The MH seems to have a new leader, Paulius Biveinis, whose career I have watched (from a distance) from when he had very long hair, very short hair, and now seems to have longer hair again. He used to be leader of the Music Academy's orchestra, played in the Chamber Orchestra, and now is in Muzika Humana (and maybe other orchestras as well since the MH is not full-time employment), but he's never quite hit the Big Time. Otherwise it was much the usual crowd apart from a young woman at the back of the first violins.
The programming was Bach and Corelli, starting with Corelli's Christmas Concerto. I always forget how long this is, with about 6 movements or so, and the 'famous bit' is about the fourth or fifth movement. Reliably played and all that.
Then we had some the first of a series of Bach; a couple of recitatives and arias for soprano (Raminta Vaiceskauskaite, an apparition in red) and bass (Ignas Misiura) from the Christmas Cantata. It was nice but a bit strange; only Ms Vaiceskauskaite was on stage first, doing her bit, very nicely, and then Mr Misiura strolled on, in an outfit that can only be described as a mixture between bell-hop and the hunter coming back from the hunt. A very short grey jacket, buttoned up to the neck, with one lapel hanging open, and a velvet collar and velvet pocket covers (or whatever you call those flaps above pockets). Mr Misiura is a very stylish man and appears to like following fashions, but I am not sure about the shortness of that jacket in a concert hall. How many female singers would you see in a mini-skirt whilst performing?
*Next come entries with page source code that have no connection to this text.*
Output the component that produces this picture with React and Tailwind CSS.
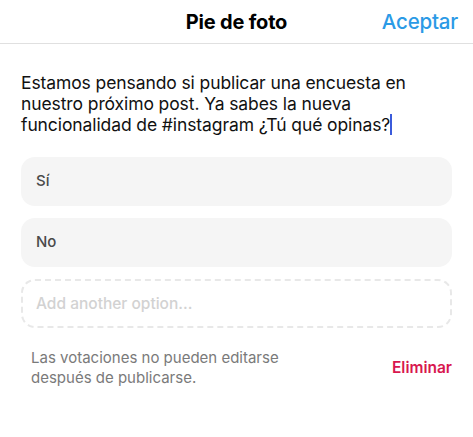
import React from "react";

const options = ["Sí", "No"];

export default function App() {
    return (
        <div className="w-[473px] h-[437px] bg-white overflow-hidden font-['Inter',sans-serif]">
            {/* Header */}
            <div className="relative h-[44px] flex items-center justify-center border-b border-[#e0e0e0]">
                <h1 className="text-[20px] font-bold text-black tracking-[-0.2px]">Pie de foto</h1>
                <button className="absolute right-[15px] top-[7px] text-[20.5px] font-medium text-[#2b9ae6] tracking-[-0.2px]">
                    Aceptar
                </button>
            </div>

            {/* Caption */}
            <div className="px-[21px] pt-[28px]">
                <p className="text-[17.5px] leading-[21px] text-[#111] tracking-[-0.1px]">
                    Estamos pensando si publicar una encuesta en nuestro próximo post. Ya sabes la nueva funcionalidad de #instagram ¿Tú qué opinas?
                    <span className="inline-block w-[2px] h-[21px] bg-[#3b5bdb] align-[-4px]" />
                </p>
            </div>

            {/* Options */}
            <div className="px-[21px] pt-[22px] flex flex-col gap-[12px]">
                {options.map((opt) => (
                    <div key={opt} className="h-[49px] rounded-[14px] bg-[#f5f5f5] flex items-center px-[15px]">
                        <span className="text-[15px] font-medium text-[#4a4a4a]">{opt}</span>
                    </div>
                ))}
                <div className="h-[49px] rounded-[14px] border-2 border-dashed border-[#e8e8e8] flex items-center px-[13px]">
                    <span className="text-[15.5px] font-medium text-[#d2d2d2]">Add another option...</span>
                </div>
            </div>

            {/* Footer */}
            <div className="pl-[31px] pr-[21px] pt-[20px] flex items-center justify-between">
                <p className="text-[15px] leading-[20px] text-[#7a7a7a]">
                    Las votaciones no pueden editarse
                    <br />
                    después de publicarse.
                </p>
                <button className="text-[15.5px] font-semibold text-[#d8174f]">Eliminar</button>
            </div>
        </div>
    );
}
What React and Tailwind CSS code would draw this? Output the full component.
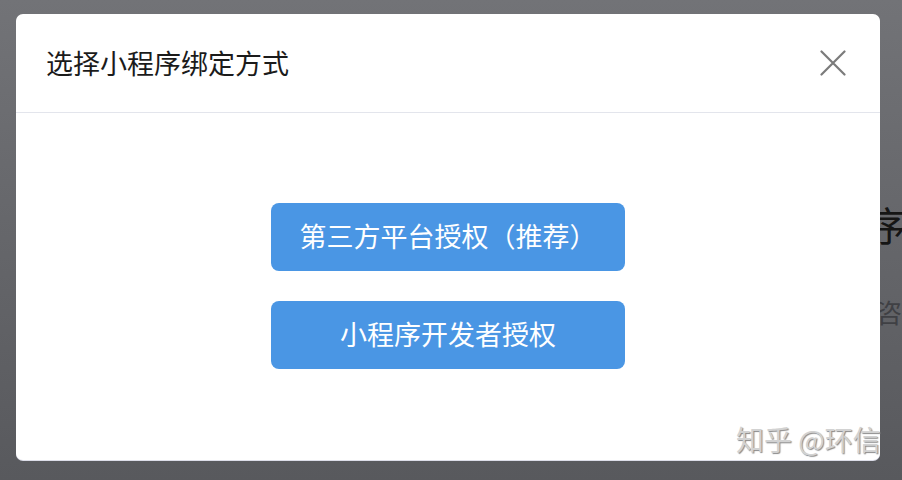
const App = () => {
  return (
    <div
      className="relative h-[480px] w-[902px] overflow-hidden bg-gradient-to-b from-[#727377] to-[#58595d]"
      style={{ fontFamily: '"Noto Sans CJK SC", "Noto Sans", sans-serif' }}
    >
      {/* page content behind the overlay */}
      <div className="absolute left-[826px] top-[204px] whitespace-nowrap text-[40px] leading-none text-[#151515]">
        程序
      </div>
      <div className="absolute left-[850px] top-[299px] whitespace-nowrap text-[26px] leading-none text-[#3f4044]">
        询咨
      </div>

      {/* dialog */}
      <div className="absolute left-[16px] top-[14px] flex h-[446px] w-[864px] flex-col rounded-[7px] bg-white shadow-[0_1px_0_#dcdde8]">
        <div className="flex h-[99px] shrink-0 items-center justify-between border-b border-[#e3e5ec] pl-[30px] pr-[34px]">
          <h2 className="text-[27px] font-normal text-[#1b1b1b]">
            选择小程序绑定方式
          </h2>
          <svg width="26" height="26" viewBox="0 0 26 26" fill="none">
            <path
              d="M1.5 1.5L24.5 24.5M24.5 1.5L1.5 24.5"
              stroke="#7b7b7b"
              strokeWidth="2.2"
              strokeLinecap="round"
            />
          </svg>
        </div>

        <div className="flex flex-1 flex-col items-center justify-center gap-[30px] pb-[2px]">
          <button className="h-[68px] w-[354px] rounded-[8px] bg-[#4a96e4] text-[27px] text-white">
            第三方平台授权（推荐）
          </button>
          <button className="h-[68px] w-[354px] rounded-[8px] bg-[#4a96e4] text-[27px] text-white">
            小程序开发者授权
          </button>
        </div>
      </div>

      {/* watermark */}
      <div className="absolute left-[736px] top-[425px] whitespace-nowrap text-[28px] leading-none text-[#d2d2d2] [text-shadow:1px_1px_1px_#8a8a8a]">
        知乎 @环信
      </div>
    </div>
  );
};

export default App;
This was followed by Bach's first orchestral overture (hadn't we heard the first movement the day before?). I have to say I always find these boring, with all those stately dances and so on. I know the cello suites are much the same, also series of dances, but they seem to have more depth. This performance was solid and reliable, but did not set the heather alight.
After the interval we had the Bach concerto for violin and oboe, with Paulius Biveinis as the violin soloist and the inimitable Robertas Beinaris on oboe. A former trumpeter behind me muttered - this is not original. So I listened hard and thought that I had heard the first movement as an organ piece before, but Bach transcribed his own and other pieces, other people transcribed Bach's pieces ad nauseam - so who knows what was the original. Beinaris' performance was spirited, as always, Biveinis' might have been, had I been able to hear him. Not sure if it is his instrument, but his sound really does not cut across the orchestra - it sounded rather diffident. Technically it was sound but I would have liked more (audible) sparkle.
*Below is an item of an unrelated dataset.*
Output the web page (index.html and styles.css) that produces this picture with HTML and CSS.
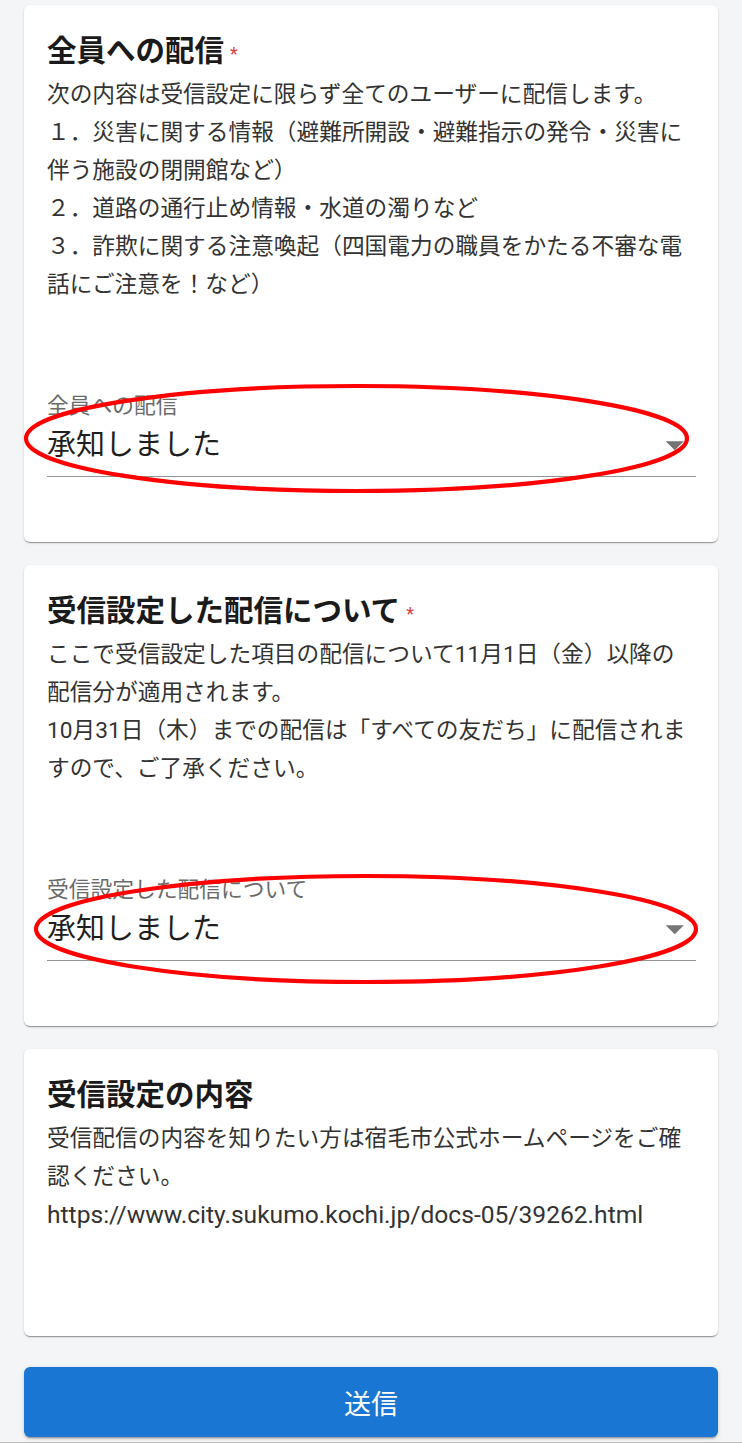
FILE: index.html
```html
<!DOCTYPE html>
<html lang="ja">
<head>
<meta charset="utf-8">
<title>受信設定</title>
<link rel="stylesheet" href="styles.css">
</head>
<body>
<div class="page">
  <section class="card">
    <h2 class="card-title">全員への配信<span class="req">*</span></h2>
    <div class="card-body">
      <p>次の内容は受信設定に限らず全てのユーザーに配信します。</p>
      <p>１．災害に関する情報（避難所開設・避難指示の発令・災害に伴う施設の閉開館など）</p>
      <p>２．道路の通行止め情報・水道の濁りなど</p>
      <p>３．詐欺に関する注意喚起（四国電力の職員をかたる不審な電話にご注意を！など）</p>
    </div>
    <div class="field">
      <div class="field-label">全員への配信</div>
      <div class="field-input">
        <span class="field-value">承知しました</span>
        <svg class="field-arrow" viewBox="0 0 24 24"><path d="M7 10l5 5 5-5z"/></svg>
      </div>
      <svg class="ring ring-1" viewBox="0 0 665 109"><ellipse cx="332.5" cy="54.5" rx="330.5" ry="52.5"/></svg>
    </div>
  </section>

  <section class="card">
    <h2 class="card-title">受信設定した配信について<span class="req">*</span></h2>
    <div class="card-body">
      <p>ここで受信設定した項目の配信について11月1日（金）以降の配信分が適用されます。</p>
      <p>10月31日（木）までの配信は「すべての友だち」に配信されますので、ご了承ください。</p>
    </div>
    <div class="field">
      <div class="field-label">受信設定した配信について</div>
      <div class="field-input">
        <span class="field-value">承知しました</span>
        <svg class="field-arrow" viewBox="0 0 24 24"><path d="M7 10l5 5 5-5z"/></svg>
      </div>
      <svg class="ring ring-2" viewBox="0 0 664 110"><ellipse cx="332" cy="55" rx="330" ry="53"/></svg>
    </div>
  </section>

  <section class="card card-info">
    <h2 class="card-title">受信設定の内容</h2>
    <div class="card-body">
      <p>受信配信の内容を知りたい方は宿毛市公式ホームページをご確認ください。</p>
      <p><span class="url">https://www.city.sukumo.kochi.jp/docs-05/39262.html</span></p>
    </div>
  </section>

  <button class="submit" type="button">送信</button>
</div>
<div class="bottom-line"></div>
</body>
</html>
```

FILE: styles.css
```css
* {
  box-sizing: border-box;
}

html, body {
  margin: 0;
  padding: 0;
  background: #f4f5f7;
}

body {
  width: 742px;
  height: 1443px;
  overflow: hidden;
  font-family: Roboto, "Noto Sans CJK JP", sans-serif;
  color: #333333;
}

.page {
  padding: 5px 24px 0;
  display: flex;
  flex-direction: column;
  gap: 23px;
}

.card {
  background: #ffffff;
  border-radius: 6px;
  box-shadow: 0 2px 1px -1px rgba(0, 0, 0, 0.22), 0 1px 1px 0 rgba(0, 0, 0, 0.16), 0 1px 3px 0 rgba(0, 0, 0, 0.12);
  padding: 28px 22px 65px 23px;
}

.card-info {
  padding-bottom: 101px;
}

.card-title {
  margin: 0;
  font-size: 29.5px;
  line-height: 36px;
  font-weight: 700;
  color: #1a1a1a;
  display: flex;
  align-items: flex-start;
}

.req {
  color: #d8423f;
  font-size: 18px;
  font-weight: 400;
  line-height: 18px;
  margin-left: 6px;
  margin-top: 12px;
}

.card-body {
  margin-top: 7px;
  font-size: 22.7px;
  line-height: 38px;
  color: #333333;
}

.card-body p {
  margin: 0;
}

.url {
  font-size: 24.6px;
}

.field {
  position: relative;
  margin-top: 90px;
}

.field-label {
  font-size: 21.75px;
  line-height: 24px;
  color: #6b6b6b;
}

.field-input {
  margin-top: 9px;
  height: 50px;
  padding-bottom: 13px;
  border-bottom: 1px solid #949494;
  display: flex;
  align-items: flex-start;
  justify-content: space-between;
}

.field-value {
  font-size: 29px;
  line-height: 36px;
  color: #1f1f1f;
}

.field-arrow {
  width: 43.5px;
  height: 43.5px;
  margin-top: -4px;
  fill: #757575;
  flex: none;
}

.ring {
  position: absolute;
  pointer-events: none;
  overflow: visible;
}

.ring ellipse {
  fill: none;
  stroke: #ff0000;
  stroke-width: 4.2;
}

.ring-1 {
  left: -23px;
  top: -10px;
  width: 665px;
  height: 109px;
}

.ring-2 {
  left: -13px;
  top: -4px;
  width: 664px;
  height: 110px;
}

.submit {
  margin-top: 8px;
  height: 70px;
  width: 100%;
  border: none;
  border-radius: 6px;
  background: #1976d2;
  color: #ffffff;
  font-family: Roboto, "Noto Sans CJK JP", sans-serif;
  font-size: 27px;
  font-weight: 400;
  box-shadow: 0 3px 1px -2px rgba(0, 0, 0, 0.2), 0 2px 2px 0 rgba(0, 0, 0, 0.14), 0 1px 5px 0 rgba(0, 0, 0, 0.12);
  cursor: pointer;
}

.bottom-line {
  margin-top: 5px;
  height: 2px;
  background: #bdbdbd;
}
```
Finally we had the first movement of the Christmas Oratorio - at least something of it, it's so rare in Lithuania. The reason for the rarity may lie in the Soviet occupation; my trumpeter friend told me he performed it in 1976 in the Filharmonija - since under Soviet rules there was no god and no religion, the oratorio was performed in the spring, to quite clearly divorce it from any religious nonsense. Here the choir Jauna Muzika joined the band. What an apparition! It seems the JM has come into money - the ladies in individually tailored silk dresses according to their very different body shapes, with matching silk wraps or jackets (they often sing in chilly churches) in shades of brown and grey or grey-blue. What a change from the drab-looking church outfits!
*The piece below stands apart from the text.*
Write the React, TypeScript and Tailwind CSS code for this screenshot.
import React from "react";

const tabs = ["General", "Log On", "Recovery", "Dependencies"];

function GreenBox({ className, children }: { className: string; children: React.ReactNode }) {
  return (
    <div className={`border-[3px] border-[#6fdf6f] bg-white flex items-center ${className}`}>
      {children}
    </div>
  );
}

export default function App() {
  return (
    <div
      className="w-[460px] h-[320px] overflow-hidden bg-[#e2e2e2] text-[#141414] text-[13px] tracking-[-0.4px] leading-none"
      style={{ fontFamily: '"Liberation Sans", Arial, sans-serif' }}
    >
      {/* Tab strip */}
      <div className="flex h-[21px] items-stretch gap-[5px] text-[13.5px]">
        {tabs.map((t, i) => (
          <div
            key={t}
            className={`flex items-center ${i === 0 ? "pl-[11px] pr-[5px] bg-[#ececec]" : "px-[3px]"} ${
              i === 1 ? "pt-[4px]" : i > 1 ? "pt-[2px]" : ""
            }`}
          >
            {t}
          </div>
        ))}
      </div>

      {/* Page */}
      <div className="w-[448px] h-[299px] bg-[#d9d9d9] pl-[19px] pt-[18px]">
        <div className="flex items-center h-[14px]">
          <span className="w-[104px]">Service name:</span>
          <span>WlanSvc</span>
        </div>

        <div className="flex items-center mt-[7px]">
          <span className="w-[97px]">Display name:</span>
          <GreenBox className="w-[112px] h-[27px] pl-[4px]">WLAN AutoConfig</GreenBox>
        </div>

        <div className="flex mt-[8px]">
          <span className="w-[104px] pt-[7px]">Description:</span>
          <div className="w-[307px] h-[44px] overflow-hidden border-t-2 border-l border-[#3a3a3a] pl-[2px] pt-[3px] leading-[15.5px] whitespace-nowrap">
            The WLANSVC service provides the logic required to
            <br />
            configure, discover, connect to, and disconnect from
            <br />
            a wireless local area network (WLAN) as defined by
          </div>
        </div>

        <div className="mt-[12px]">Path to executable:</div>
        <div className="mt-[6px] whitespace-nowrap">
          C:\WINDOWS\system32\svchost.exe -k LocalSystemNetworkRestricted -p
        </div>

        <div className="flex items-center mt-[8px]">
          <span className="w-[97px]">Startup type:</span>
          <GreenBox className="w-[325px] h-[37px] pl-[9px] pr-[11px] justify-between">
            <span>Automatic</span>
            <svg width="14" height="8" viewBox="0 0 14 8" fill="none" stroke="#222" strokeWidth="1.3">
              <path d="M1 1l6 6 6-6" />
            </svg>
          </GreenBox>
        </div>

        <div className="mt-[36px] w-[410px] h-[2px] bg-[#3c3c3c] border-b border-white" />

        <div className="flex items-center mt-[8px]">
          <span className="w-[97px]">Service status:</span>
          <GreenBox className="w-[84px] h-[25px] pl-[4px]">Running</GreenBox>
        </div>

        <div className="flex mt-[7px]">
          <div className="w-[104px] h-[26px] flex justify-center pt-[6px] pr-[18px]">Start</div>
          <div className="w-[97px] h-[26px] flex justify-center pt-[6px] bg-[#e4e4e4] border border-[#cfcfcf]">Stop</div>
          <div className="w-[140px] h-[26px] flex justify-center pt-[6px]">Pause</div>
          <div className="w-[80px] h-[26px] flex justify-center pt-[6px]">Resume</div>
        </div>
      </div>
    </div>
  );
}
Mindaugas Zimkus, tenor (normally dressed for a concert) and Jurga Prakelyte (alto, in a shoulder-less number in white with a black ribbon round the top) joined the others for this performance. Generally it was quite good, though the size of the choir overwhelmed the size of the orchestra. It also does not help when the reviewer knows every note and every word of this piece! Mr Zimkus really needs to work at his German pronounciation - it was pretty distant at times from where it should have been. There are textbooks for this. Overall there were notes missing, slightly sloppy entrances and exits, the timps did not quite sound as they should (I find this difficult to imagine, too, but they just were not quite right).... but at least it was the Christmas Oratorio! I suppose in Western Europe it is such routine that most performers can do it standing on their heads, which is obviously not the case in Eastern Europe.